====== EXTRACTED RECORDS ======

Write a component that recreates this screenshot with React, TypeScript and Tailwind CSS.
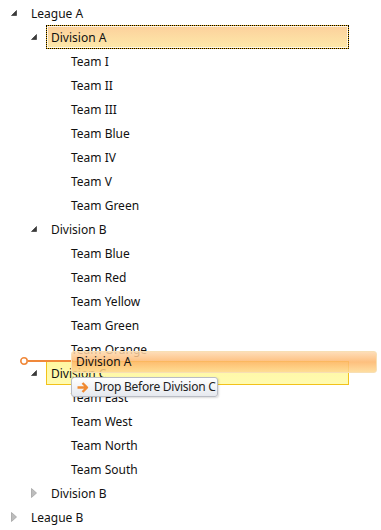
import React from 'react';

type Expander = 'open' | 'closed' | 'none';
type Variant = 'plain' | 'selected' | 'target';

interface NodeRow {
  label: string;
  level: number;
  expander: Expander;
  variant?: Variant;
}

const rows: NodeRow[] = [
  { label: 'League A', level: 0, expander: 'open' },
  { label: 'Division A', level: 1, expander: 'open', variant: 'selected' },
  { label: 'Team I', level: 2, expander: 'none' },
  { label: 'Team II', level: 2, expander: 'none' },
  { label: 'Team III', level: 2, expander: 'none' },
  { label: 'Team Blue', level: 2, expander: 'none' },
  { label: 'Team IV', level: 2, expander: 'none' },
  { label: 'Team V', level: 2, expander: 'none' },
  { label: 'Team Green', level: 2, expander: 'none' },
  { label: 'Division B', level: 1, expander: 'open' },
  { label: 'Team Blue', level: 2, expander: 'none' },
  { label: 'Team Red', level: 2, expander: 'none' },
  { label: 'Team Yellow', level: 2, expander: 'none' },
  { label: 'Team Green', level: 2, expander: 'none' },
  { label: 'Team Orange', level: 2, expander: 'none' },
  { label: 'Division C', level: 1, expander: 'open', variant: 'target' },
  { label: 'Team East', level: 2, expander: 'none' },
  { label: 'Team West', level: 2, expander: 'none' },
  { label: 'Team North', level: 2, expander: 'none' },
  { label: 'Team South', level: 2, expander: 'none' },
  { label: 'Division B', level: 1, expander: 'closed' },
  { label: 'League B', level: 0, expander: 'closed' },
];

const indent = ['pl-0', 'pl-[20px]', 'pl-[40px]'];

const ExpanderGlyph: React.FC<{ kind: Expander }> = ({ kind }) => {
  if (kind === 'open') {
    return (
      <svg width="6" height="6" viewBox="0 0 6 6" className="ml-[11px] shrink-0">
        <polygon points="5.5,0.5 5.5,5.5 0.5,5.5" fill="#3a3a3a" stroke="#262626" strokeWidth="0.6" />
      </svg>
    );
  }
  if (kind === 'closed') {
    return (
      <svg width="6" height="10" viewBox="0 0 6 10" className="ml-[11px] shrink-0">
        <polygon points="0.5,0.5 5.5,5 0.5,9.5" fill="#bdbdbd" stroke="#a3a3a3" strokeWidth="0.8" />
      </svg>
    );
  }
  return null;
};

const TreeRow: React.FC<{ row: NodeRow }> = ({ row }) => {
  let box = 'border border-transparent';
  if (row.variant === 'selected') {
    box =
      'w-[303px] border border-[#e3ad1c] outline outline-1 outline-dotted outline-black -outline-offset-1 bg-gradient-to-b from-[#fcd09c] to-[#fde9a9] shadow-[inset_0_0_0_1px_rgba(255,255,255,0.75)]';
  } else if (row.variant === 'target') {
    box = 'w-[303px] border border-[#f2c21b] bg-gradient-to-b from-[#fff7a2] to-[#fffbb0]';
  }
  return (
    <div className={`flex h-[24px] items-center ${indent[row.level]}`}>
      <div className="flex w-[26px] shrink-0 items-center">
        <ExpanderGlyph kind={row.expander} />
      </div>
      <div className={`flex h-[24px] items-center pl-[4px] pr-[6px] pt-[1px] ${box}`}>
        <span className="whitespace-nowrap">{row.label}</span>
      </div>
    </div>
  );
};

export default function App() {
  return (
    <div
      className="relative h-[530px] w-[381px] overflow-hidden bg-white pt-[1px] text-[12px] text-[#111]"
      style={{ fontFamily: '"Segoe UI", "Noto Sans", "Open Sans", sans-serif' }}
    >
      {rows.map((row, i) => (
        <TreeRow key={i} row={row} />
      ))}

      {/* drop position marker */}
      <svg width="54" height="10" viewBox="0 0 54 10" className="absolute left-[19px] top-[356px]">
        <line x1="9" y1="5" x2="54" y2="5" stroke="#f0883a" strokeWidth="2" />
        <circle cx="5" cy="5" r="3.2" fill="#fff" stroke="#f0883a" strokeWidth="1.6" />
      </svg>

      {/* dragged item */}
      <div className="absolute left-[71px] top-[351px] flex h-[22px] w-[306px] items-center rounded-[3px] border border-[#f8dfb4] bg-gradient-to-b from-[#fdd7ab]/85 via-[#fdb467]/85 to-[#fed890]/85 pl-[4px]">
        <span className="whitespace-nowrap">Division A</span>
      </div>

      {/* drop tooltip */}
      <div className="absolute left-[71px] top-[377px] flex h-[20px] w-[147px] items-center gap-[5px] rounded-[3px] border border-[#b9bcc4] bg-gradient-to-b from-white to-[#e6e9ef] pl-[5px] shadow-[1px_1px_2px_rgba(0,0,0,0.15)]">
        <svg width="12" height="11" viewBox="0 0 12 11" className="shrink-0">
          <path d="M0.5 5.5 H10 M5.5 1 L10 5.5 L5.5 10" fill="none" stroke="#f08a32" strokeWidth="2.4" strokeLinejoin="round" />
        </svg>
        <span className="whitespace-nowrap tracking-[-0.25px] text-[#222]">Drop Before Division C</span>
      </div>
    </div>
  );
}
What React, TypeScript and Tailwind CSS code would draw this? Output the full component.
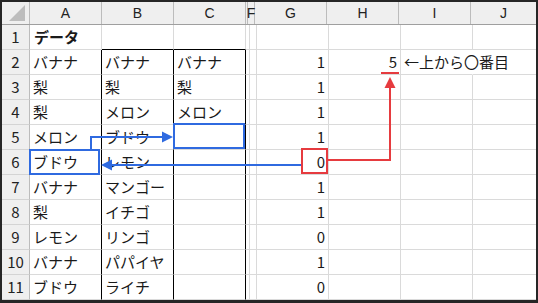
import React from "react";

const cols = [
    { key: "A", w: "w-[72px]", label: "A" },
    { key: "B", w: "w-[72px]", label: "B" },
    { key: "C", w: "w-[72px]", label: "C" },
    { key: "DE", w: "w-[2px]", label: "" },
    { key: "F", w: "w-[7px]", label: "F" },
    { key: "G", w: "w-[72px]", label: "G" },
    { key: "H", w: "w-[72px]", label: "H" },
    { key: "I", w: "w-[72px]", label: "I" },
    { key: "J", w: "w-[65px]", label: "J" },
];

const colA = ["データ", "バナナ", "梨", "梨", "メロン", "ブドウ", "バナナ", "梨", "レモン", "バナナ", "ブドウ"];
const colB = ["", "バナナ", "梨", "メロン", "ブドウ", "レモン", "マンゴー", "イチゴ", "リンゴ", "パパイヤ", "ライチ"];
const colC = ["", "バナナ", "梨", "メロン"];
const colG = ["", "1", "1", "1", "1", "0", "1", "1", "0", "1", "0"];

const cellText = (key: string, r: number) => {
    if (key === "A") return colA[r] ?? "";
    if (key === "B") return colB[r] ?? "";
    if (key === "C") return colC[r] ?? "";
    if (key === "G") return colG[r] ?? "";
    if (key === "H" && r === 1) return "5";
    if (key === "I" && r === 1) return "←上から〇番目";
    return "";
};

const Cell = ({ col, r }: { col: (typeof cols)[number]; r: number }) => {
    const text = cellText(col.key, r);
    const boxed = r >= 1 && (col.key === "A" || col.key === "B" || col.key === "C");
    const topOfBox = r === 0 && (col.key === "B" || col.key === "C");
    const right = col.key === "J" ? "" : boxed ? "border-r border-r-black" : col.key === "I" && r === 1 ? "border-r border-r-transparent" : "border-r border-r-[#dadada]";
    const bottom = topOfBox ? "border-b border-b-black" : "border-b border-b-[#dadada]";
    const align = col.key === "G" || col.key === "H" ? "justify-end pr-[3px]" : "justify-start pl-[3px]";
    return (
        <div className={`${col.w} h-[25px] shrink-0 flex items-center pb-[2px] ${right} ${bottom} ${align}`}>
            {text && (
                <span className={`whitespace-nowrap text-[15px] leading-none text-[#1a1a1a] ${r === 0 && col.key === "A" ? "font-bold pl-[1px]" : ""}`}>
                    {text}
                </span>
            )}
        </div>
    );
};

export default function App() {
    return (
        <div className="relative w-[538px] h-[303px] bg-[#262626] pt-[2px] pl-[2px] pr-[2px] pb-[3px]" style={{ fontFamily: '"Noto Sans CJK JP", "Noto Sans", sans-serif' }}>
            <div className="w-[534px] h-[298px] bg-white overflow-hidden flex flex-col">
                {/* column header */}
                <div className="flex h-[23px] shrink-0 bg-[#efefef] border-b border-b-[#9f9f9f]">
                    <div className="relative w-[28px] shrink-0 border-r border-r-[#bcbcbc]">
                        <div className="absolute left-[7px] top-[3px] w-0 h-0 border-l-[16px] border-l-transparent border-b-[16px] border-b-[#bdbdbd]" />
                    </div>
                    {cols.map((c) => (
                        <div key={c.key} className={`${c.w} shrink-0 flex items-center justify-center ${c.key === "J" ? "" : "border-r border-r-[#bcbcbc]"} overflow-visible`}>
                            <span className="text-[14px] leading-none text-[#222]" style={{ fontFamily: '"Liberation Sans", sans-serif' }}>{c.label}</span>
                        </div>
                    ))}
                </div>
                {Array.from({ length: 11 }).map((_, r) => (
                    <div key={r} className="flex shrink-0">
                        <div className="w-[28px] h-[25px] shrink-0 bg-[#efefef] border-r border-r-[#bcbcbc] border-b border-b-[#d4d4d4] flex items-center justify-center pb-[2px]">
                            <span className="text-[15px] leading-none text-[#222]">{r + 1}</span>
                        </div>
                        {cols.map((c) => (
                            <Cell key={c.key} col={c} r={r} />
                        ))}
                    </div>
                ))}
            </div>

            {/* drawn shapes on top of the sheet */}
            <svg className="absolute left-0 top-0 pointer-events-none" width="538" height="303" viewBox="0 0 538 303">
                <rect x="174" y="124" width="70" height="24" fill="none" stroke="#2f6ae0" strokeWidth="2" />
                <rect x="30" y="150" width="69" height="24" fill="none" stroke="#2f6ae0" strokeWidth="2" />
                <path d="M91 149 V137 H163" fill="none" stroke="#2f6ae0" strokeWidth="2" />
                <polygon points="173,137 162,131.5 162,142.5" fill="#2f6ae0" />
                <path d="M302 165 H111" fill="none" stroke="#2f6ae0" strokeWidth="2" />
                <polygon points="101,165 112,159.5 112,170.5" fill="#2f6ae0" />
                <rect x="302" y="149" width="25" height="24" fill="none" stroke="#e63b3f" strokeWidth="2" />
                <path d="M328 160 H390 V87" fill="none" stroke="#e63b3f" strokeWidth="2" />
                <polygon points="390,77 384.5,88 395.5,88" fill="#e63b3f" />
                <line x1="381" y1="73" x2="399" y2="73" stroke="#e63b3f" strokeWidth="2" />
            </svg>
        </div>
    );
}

======

Transcribe the opening line of the listing above, please, and every line after it through the line with "const indent = ['pl-0', 'pl-[20px]', 'pl-[40px]'];", word for word, without pictures.

* [RESPONSE TO THIS EXERCISE]:
Write a component that recreates this screenshot with React, TypeScript and Tailwind CSS.
import React from 'react';

type Expander = 'open' | 'closed' | 'none';
type Variant = 'plain' | 'selected' | 'target';

interface NodeRow {
  label: string;
  level: number;
  expander: Expander;
  variant?: Variant;
}

const rows: NodeRow[] = [
  { label: 'League A', level: 0, expander: 'open' },
  { label: 'Division A', level: 1, expander: 'open', variant: 'selected' },
  { label: 'Team I', level: 2, expander: 'none' },
  { label: 'Team II', level: 2, expander: 'none' },
  { label: 'Team III', level: 2, expander: 'none' },
  { label: 'Team Blue', level: 2, expander: 'none' },
  { label: 'Team IV', level: 2, expander: 'none' },
  { label: 'Team V', level: 2, expander: 'none' },
  { label: 'Team Green', level: 2, expander: 'none' },
  { label: 'Division B', level: 1, expander: 'open' },
  { label: 'Team Blue', level: 2, expander: 'none' },
  { label: 'Team Red', level: 2, expander: 'none' },
  { label: 'Team Yellow', level: 2, expander: 'none' },
  { label: 'Team Green', level: 2, expander: 'none' },
  { label: 'Team Orange', level: 2, expander: 'none' },
  { label: 'Division C', level: 1, expander: 'open', variant: 'target' },
  { label: 'Team East', level: 2, expander: 'none' },
  { label: 'Team West', level: 2, expander: 'none' },
  { label: 'Team North', level: 2, expander: 'none' },
  { label: 'Team South', level: 2, expander: 'none' },
  { label: 'Division B', level: 1, expander: 'closed' },
  { label: 'League B', level: 0, expander: 'closed' },
];

const indent = ['pl-0', 'pl-[20px]', 'pl-[40px]'];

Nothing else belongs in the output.